How Do You Say "Insurance"?

Do you stress the first or second syllable?

Second syllable, 'cause I’m from the Northeast. Folks around here (Midwest/Great Plains) stress the first syllable. I mock my wife for this at least once a month (you know, when it’s time to pay the bills…).

Hmph. This Upper Midwest-ish resident (currently living in the Chicagoland area) pronounces it the second way, and I really don’t think the first method is common around here.

Okay, maybe it’s strictly a Kansas thing. Interesting! Hopefully, this thread will attract a bunch more data points, well distributed geographically.

Hey, someone just selected “IN-surance”! Come back! Are you from Kansas, or a nearby state, by chance? Please do let us know.

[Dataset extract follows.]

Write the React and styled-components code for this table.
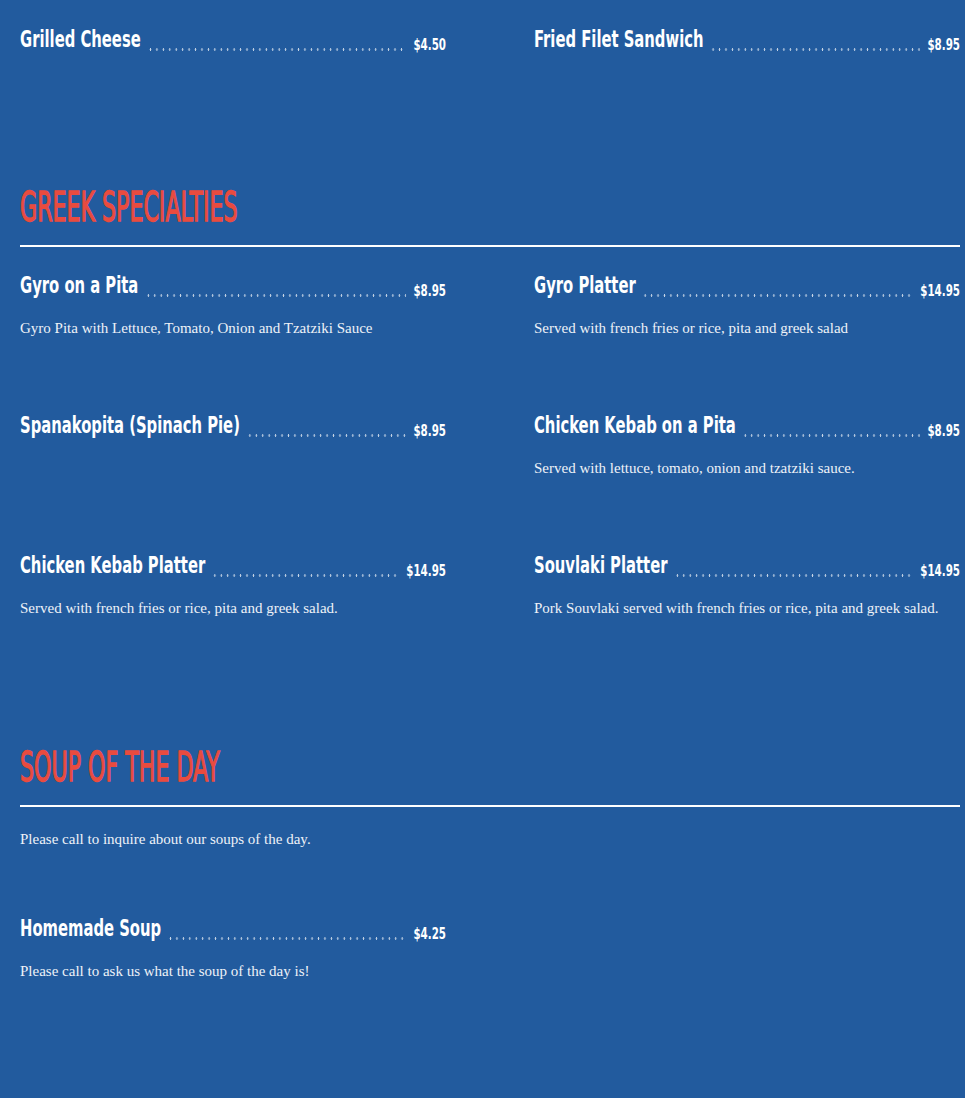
import styled, { createGlobalStyle } from "styled-components";

const GlobalStyle = createGlobalStyle`
  html, body {
    margin: 0;
    padding: 0;
    background: #225b9e;
    min-height: 100%;
  }
  body {
    font-family: "Liberation Serif", serif;
  }
`;

const NARROW = 0.715;

const Page = styled.div`
  width: 940px;
  padding: 25px 5px 60px 20px;
  color: #ffffff;
`;

const Section = styled.section`
  margin-top: ${(p) => p.gap || 0}px;
`;

const Heading = styled.h2`
  margin: 0;
  height: 48px;
  line-height: 48px;
  font-family: "DejaVu Sans", sans-serif;
  font-stretch: condensed;
  font-weight: 400;
  font-size: 40px;
  color: #e94b3f;
  -webkit-text-stroke: 1.3px #e94b3f;
  text-transform: uppercase;
  white-space: nowrap;
`;

const HeadingText = styled.span`
  display: inline-block;
  transform: scaleX(0.615);
  transform-origin: left center;
`;

const Rule = styled.hr`
  margin: 14px 0 0;
  border: 0;
  height: 2px;
  background: #ffffff;
`;

const Grid = styled.div`
  display: grid;
  grid-template-columns: 426px 426px;
  column-gap: 88px;
  margin-top: ${(p) => p.offset || 0}px;
`;

const Item = styled.div`
  padding-bottom: 73px;
`;

/* the title line is laid out wide and squeezed, to get the narrow sign-painter letters */
const TitleRow = styled.div`
  display: flex;
  align-items: flex-end;
  height: 28px;
  width: calc(100% / ${NARROW});
  transform: scaleX(${NARROW});
  transform-origin: left center;
`;

const Title = styled.h3`
  margin: 0;
  font-family: "DejaVu Sans", sans-serif;
  font-stretch: condensed;
  font-weight: 700;
  font-size: 23px;
  line-height: 28px;
  color: #ffffff;
  white-space: nowrap;
`;

const Leader = styled.span`
  flex: 1;
  height: 3px;
  margin: 0 10px 0 9px;
  background-image: radial-gradient(circle at center, rgba(255, 255, 255, 0.75) 1px, transparent 1.4px);
  background-size: 9px 3px;
  background-repeat: repeat-x;
  transform: translateY(-2px);
`;

const Price = styled.span`
  font-family: "DejaVu Sans", sans-serif;
  font-stretch: condensed;
  font-weight: 700;
  font-size: 16px;
  line-height: 20px;
  color: #ffffff;
  transform: translateY(2px);
`;

const Desc = styled.p`
  margin: 19px 0 0;
  font-family: "Liberation Serif", serif;
  font-size: 15px;
  line-height: 20px;
  color: #eef2f8;
`;

const Note = styled.p`
  margin: 22px 0 0;
  font-family: "Liberation Serif", serif;
  font-size: 15px;
  line-height: 20px;
  color: #eef2f8;
`;

const MenuItem = ({ item }) => (
  <Item>
    <TitleRow>
      <Title>{item.name}</Title>
      <Leader />
      <Price>{item.price}</Price>
    </TitleRow>
    {item.desc && <Desc>{item.desc}</Desc>}
  </Item>
);

const sandwiches = [
  { name: "Grilled Cheese", price: "$4.50" },
  { name: "Fried Filet Sandwich", price: "$8.95" },
];

const greek = [
  { name: "Gyro on a Pita", price: "$8.95", desc: "Gyro Pita with Lettuce, Tomato, Onion and Tzatziki Sauce" },
  { name: "Gyro Platter", price: "$14.95", desc: "Served with french fries or rice, pita and greek salad" },
  { name: "Spanakopita (Spinach Pie)", price: "$8.95" },
  { name: "Chicken Kebab on a Pita", price: "$8.95", desc: "Served with lettuce, tomato, onion and tzatziki sauce." },
  { name: "Chicken Kebab Platter", price: "$14.95", desc: "Served with french fries or rice, pita and greek salad." },
  { name: "Souvlaki Platter", price: "$14.95", desc: "Pork Souvlaki served with french fries or rice, pita and greek salad." },
];

const soups = [
  { name: "Homemade Soup", price: "$4.25", desc: "Please call to ask us what the soup of the day is!" },
];

export default function App() {
  return (
    <>
      <GlobalStyle />
      <Page>
        <Section>
          <Grid>
            {sandwiches.map((it) => (
              <MenuItem key={it.name} item={it} />
            ))}
          </Grid>
        </Section>
        <Section gap={57}>
          <Heading>
            <HeadingText>Greek Specialties</HeadingText>
          </Heading>
          <Rule />
          <Grid offset={24}>
            {greek.map((it) => (
              <MenuItem key={it.name} item={it} />
            ))}
          </Grid>
        </Section>
        <Section gap={52}>
          <Heading>
            <HeadingText>Soup of the Day</HeadingText>
          </Heading>
          <Rule />
          <Note>Please call to inquire about our soups of the day.</Note>
          <Grid offset={65}>
            {soups.map((it) => (
              <MenuItem key={it.name} item={it} />
            ))}
          </Grid>
        </Section>
      </Page>
    </>
  );
}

Need more options if you want the survey to matter:


probably another dozen or so variants

True, but this thread is really about syllable stress, not the pronunciation of vowels or consonants.

Granted. If you really want to get into multiple variations, do one on “interest.”


As some one already noted, you need more options such as ɪnˈʃɔː.rənt s from the Cambridge Advanced Learners Dictionary.

I don’t think I have ever heard it the first way.

Come to Kansas – it’s real nice this time of year! (I had never heard it that way until I came here, myself. Oh, and when folks around here say “sack”? They’re trying to say “bag”, but it just don’t come out right, somehow.)

I have no idea. I don’t know if it’s a feature of northern New England accents (is this what is meant by us having “flat intonation”?) of which I’ve been surrounded by my entire life, or something wrong with me and my auditory processing in particular, but I don’t hear noticeable stress on any syllables in most words. I’m always amazed that so many people can confidently say which syllables they stress.

That’s wild! Your “condition” surely deserves its own thread.

I’m sure on a subconscious level you perceive stress quite well. It’s well known that saying something with the wrong stress, even if every vowel and consonant is perfectly pronounced, is less likely to be understood than saying the same thing with the right stress, but quite altered pronunciation.

Perhaps your “condition” is analogous to, or even correlated with, the inability among some to preceive changes/differences in musical pitch consciously. Or maybe not.

More likely, it’s correlated with a lack of conscious awareness of stress in musical rhythm. Do you sense the stressed backbeat of reggae and zydeco? Or do their rhythms sound equivalent to any other, in your mind?

As I said, this all belongs in another thread. Consider starting one up, elfkin!

ETA: To answer your question – No, “intonation” is about pitch, not stress. The stereotypical “robot” voice flattens both of these parameters. New Englanders might flatten pitch somewhat (first I’ve heard of this), but not stress, I would think…though French *does * flatten stress quite a bit (which is why French sounds like its always stresses the last syllable, to English-speaker ears), and maybe interaction with Canadian French influenced New Englander speech…

I used to pronounce it as ‘in-SHURE-ance’, but now I think I’ll start saying it this way:


Nope. I’ve lived in Kansas all my life-southwest, central, north central and southeast at various times, and I have family in northeast and northwest Kansas. I’ve never heard anyone put the accent on the first syllable. Not in real life, not in radio or TV commercials.

How the heck could you even sing the American Family, Farm Bureau, or State Farm Insurance jingles with the accent on the first? It wouldn’t scan at all.


Now you’ve gotten me wondering…maybe it’s not a Kansas thing after all, but a Malaysian English thing! You see, Mrs. Map was born and raised in Malaysia (with the regional variety of English as one of her two first languages), but has lived in Kansas for a few years longer than I have.

Our best hope is that the poster who registered a “first syllable stress” response comes back to tell us where they’re from. If they’re from Malaysia…well, that would explain it!

If they don’t respond soon (or if we don’t get a new relevant data point), I’ll call my local Allstate agent here in Lawrence, and see how they say this word…

Ever since I first read about Twoflower, it’s been “in-sewer-ants”. And I giggle a little bit inside.

It pleases me greatly that y’all took me seriously on this version. I was only half joking in that I have heard only a very few people say it like that. However, my mother had her own way of saying so many words that I paid homage to her with that effort.

Others of hers you may wish to adopt:

Tournament – toor-na-munt
Furniture – fur-na-toor
Temperature – timp-ra-toor
Amateur – am-a-toor

Even “sure” was shoo-uh.

I miss Mama!

Oh, no…back to the ** “-t-” pronounced “-ch-” (or not)** thing!